- Short problem:
Extract, unchanged, each line of the listing below from its first line through the line that contains "type Line = [string, number];", inclusive, and nothing else.

- Information shown:
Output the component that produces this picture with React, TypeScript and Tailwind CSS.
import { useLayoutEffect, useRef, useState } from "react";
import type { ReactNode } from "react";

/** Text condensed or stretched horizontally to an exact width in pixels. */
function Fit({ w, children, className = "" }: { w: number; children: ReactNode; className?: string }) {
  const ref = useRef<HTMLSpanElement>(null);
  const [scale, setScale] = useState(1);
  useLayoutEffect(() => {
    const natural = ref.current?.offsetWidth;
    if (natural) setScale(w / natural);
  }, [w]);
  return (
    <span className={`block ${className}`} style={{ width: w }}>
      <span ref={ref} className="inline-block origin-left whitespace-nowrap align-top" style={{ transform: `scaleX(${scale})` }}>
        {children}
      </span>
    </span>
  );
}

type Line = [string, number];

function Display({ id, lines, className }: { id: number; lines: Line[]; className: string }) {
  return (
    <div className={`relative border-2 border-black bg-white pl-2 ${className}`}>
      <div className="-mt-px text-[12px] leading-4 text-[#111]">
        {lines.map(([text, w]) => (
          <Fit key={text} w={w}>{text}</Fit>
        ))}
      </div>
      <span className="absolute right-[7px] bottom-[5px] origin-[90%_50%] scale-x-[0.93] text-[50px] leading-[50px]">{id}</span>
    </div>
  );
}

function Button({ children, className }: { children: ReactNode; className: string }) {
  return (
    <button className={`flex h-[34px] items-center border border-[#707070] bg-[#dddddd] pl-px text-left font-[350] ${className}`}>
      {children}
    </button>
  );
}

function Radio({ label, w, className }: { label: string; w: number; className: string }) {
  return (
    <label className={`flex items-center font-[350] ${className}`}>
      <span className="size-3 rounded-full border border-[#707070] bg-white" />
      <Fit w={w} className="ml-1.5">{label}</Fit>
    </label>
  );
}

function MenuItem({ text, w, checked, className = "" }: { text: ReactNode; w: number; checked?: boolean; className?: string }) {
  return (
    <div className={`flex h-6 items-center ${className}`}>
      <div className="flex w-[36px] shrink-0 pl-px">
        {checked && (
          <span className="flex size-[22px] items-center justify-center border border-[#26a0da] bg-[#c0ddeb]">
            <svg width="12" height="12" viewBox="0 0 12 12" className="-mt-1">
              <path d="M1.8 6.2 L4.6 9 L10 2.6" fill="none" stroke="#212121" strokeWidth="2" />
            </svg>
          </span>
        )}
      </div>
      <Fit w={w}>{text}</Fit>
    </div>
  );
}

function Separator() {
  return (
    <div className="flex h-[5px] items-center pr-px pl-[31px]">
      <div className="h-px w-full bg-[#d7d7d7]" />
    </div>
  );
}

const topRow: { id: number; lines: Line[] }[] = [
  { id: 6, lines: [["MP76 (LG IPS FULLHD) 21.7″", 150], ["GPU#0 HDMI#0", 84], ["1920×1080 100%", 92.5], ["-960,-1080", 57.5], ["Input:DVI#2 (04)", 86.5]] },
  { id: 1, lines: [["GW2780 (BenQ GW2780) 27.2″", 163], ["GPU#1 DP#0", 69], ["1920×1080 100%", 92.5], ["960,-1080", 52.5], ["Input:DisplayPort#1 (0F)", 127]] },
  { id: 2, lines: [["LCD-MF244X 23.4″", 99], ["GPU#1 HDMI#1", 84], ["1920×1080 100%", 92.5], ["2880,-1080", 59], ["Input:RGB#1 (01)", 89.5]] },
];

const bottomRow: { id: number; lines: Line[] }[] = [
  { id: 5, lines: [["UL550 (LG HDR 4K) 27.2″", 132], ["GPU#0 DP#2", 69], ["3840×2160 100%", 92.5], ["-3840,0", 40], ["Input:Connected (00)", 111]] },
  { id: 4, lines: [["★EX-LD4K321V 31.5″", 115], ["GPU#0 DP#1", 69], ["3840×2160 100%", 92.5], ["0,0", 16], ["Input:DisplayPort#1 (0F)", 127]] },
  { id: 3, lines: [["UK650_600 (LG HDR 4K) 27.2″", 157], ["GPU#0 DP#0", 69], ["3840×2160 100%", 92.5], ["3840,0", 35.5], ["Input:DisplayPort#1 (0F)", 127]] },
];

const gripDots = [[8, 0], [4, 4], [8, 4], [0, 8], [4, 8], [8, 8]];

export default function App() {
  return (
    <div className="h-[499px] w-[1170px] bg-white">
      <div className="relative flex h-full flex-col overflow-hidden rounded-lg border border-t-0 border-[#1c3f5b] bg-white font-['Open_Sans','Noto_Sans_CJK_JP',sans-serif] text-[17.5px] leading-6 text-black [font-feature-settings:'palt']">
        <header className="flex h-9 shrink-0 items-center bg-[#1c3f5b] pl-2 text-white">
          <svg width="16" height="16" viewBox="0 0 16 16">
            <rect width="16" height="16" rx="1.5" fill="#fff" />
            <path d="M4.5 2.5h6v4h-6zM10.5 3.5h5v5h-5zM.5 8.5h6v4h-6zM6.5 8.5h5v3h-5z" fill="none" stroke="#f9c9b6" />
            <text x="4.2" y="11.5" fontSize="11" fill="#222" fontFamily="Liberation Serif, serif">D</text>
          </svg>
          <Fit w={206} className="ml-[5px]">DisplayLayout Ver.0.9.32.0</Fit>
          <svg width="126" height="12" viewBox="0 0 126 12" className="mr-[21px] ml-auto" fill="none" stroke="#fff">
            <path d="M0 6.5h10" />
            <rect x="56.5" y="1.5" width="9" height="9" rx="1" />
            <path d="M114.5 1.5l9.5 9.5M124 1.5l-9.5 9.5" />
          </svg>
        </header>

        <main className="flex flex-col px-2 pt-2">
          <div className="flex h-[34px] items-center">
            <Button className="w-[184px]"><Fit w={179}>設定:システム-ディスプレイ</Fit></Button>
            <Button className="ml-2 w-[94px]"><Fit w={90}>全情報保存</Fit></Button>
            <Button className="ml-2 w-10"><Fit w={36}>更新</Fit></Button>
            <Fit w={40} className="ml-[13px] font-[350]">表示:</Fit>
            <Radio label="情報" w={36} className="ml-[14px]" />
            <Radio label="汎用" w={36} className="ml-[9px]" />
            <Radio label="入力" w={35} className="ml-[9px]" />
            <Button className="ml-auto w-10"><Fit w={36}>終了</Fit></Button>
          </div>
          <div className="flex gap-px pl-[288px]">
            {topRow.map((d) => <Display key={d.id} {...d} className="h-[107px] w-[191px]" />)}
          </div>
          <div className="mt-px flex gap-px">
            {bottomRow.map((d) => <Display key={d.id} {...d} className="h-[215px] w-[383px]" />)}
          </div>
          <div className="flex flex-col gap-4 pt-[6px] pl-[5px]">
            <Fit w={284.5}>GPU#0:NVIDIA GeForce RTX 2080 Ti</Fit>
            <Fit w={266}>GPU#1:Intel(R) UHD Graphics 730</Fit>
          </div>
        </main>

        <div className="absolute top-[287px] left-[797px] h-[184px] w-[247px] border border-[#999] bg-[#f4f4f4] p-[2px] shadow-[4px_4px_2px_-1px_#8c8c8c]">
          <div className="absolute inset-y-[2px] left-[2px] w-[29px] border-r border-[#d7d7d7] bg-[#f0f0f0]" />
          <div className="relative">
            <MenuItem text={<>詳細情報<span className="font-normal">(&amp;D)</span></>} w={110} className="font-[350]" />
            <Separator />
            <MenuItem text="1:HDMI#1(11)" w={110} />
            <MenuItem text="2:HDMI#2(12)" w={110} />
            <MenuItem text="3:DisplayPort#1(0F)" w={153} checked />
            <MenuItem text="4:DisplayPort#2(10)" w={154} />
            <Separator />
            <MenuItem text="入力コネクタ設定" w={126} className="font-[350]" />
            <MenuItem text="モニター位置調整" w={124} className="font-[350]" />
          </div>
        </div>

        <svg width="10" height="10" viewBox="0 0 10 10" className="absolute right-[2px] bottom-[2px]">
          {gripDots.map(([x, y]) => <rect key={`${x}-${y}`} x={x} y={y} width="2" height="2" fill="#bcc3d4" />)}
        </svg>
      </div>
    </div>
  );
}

- The reply:
Output the component that produces this picture with React, TypeScript and Tailwind CSS.
import { useLayoutEffect, useRef, useState } from "react";
import type { ReactNode } from "react";

/** Text condensed or stretched horizontally to an exact width in pixels. */
function Fit({ w, children, className = "" }: { w: number; children: ReactNode; className?: string }) {
  const ref = useRef<HTMLSpanElement>(null);
  const [scale, setScale] = useState(1);
  useLayoutEffect(() => {
    const natural = ref.current?.offsetWidth;
    if (natural) setScale(w / natural);
  }, [w]);
  return (
    <span className={`block ${className}`} style={{ width: w }}>
      <span ref={ref} className="inline-block origin-left whitespace-nowrap align-top" style={{ transform: `scaleX(${scale})` }}>
        {children}
      </span>
    </span>
  );
}

type Line = [string, number];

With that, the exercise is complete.